[Work to complete] Where a line contains the word "component", copy that line in full.

[Records for this exercise]
— Begin —

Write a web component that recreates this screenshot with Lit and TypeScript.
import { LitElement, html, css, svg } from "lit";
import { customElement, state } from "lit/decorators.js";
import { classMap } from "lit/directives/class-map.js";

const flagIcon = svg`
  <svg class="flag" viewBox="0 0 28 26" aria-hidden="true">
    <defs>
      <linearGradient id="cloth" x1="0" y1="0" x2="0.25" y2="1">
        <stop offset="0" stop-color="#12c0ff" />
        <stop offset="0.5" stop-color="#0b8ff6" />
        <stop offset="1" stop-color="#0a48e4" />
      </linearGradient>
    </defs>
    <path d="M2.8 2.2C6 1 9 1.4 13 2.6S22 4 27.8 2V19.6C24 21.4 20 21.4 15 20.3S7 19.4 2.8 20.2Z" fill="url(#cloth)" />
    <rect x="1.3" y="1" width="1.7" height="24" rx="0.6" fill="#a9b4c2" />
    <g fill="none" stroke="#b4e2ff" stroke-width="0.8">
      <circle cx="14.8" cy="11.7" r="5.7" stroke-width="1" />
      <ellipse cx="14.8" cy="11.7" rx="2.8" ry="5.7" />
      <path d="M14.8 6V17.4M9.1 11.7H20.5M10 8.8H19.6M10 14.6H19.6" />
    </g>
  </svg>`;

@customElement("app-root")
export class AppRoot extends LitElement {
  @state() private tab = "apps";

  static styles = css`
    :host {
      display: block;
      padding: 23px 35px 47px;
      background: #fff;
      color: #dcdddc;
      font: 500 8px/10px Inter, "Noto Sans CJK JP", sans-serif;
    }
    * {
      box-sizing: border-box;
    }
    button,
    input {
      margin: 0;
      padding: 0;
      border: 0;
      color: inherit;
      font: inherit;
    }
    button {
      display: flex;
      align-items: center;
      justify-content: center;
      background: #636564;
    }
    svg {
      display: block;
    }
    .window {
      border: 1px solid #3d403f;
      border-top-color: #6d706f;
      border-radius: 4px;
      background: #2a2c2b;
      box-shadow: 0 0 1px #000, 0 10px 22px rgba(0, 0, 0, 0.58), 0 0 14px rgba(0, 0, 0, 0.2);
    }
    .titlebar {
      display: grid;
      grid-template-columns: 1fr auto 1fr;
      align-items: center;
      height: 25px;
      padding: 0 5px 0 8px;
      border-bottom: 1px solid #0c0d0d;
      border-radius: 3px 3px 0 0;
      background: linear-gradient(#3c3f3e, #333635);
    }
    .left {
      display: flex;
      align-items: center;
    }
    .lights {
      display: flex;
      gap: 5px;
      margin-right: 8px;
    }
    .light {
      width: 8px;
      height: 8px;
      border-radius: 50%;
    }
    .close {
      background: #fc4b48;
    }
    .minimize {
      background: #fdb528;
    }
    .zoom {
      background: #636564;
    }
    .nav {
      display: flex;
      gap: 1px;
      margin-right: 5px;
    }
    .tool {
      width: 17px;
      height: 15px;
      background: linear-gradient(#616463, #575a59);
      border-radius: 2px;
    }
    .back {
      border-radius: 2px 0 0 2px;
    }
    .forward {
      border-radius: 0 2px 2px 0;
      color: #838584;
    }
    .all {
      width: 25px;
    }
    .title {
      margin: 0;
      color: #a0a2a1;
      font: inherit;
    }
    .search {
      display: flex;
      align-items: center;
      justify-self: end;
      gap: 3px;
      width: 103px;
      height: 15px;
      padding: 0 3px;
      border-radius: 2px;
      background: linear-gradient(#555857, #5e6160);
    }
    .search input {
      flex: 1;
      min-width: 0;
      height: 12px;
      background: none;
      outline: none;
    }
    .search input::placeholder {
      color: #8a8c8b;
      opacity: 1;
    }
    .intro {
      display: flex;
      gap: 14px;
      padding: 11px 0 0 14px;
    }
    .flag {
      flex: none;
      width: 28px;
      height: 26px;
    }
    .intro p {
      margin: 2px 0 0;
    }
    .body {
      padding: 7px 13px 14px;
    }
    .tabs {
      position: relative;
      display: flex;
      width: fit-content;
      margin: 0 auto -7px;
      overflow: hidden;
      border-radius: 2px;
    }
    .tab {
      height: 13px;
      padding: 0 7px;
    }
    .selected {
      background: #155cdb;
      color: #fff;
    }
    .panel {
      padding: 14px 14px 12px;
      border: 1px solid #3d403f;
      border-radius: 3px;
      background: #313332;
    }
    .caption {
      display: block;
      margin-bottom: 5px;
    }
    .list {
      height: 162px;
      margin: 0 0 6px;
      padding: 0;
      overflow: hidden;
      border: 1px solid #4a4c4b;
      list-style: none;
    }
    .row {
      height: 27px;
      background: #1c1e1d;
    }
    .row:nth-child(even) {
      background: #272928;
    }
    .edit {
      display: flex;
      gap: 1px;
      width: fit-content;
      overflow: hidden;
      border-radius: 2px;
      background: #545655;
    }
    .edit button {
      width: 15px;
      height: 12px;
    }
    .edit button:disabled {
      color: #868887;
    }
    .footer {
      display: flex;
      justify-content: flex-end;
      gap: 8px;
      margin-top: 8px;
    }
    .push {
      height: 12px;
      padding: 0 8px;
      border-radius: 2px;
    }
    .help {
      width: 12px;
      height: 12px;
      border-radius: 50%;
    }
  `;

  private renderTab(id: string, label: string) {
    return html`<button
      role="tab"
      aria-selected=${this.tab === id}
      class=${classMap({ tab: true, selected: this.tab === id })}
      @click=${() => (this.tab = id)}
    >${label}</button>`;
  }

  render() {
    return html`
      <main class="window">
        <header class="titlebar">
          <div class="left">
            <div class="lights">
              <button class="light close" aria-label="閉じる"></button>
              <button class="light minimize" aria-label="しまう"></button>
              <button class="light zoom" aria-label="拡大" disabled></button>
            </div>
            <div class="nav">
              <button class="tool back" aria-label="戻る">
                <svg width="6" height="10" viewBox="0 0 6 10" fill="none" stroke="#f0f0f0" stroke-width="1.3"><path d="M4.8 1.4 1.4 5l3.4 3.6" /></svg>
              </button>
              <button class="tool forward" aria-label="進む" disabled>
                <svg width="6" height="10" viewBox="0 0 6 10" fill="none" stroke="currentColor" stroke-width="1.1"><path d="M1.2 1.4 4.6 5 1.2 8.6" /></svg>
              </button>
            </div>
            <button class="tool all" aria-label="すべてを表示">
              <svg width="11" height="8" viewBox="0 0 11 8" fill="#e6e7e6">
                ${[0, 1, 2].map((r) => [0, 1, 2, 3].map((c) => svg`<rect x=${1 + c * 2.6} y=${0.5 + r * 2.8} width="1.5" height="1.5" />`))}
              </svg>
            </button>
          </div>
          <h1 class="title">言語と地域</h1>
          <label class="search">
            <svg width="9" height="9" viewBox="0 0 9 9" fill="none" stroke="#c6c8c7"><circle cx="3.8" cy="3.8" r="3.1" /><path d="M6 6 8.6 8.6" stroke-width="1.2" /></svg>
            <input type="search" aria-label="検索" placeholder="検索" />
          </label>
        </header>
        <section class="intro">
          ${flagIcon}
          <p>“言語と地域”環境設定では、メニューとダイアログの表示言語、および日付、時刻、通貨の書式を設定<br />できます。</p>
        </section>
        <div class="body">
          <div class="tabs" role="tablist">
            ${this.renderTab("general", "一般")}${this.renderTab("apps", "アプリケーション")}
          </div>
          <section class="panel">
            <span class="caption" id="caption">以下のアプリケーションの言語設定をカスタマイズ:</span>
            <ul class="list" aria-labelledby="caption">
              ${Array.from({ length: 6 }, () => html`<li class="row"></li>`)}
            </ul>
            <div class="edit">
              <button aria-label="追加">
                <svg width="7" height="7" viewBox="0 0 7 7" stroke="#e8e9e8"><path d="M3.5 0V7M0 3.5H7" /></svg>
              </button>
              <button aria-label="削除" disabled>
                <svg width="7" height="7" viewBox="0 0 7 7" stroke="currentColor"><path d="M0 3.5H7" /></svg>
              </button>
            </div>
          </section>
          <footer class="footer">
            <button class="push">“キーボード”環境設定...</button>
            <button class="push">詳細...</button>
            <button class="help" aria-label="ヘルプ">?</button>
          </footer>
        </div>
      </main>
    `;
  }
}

— End —
— Begin —

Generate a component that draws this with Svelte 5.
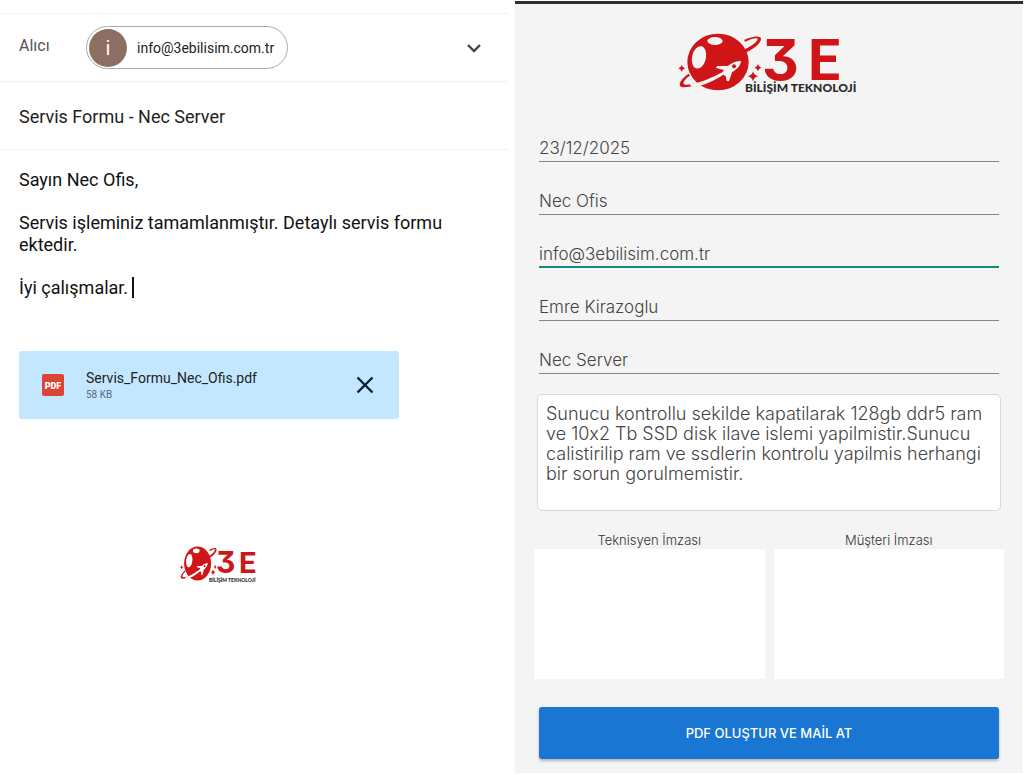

— End —

[The answer]
Write a web component that recreates this screenshot with Lit and TypeScript.
Generate a component that draws this with Svelte 5.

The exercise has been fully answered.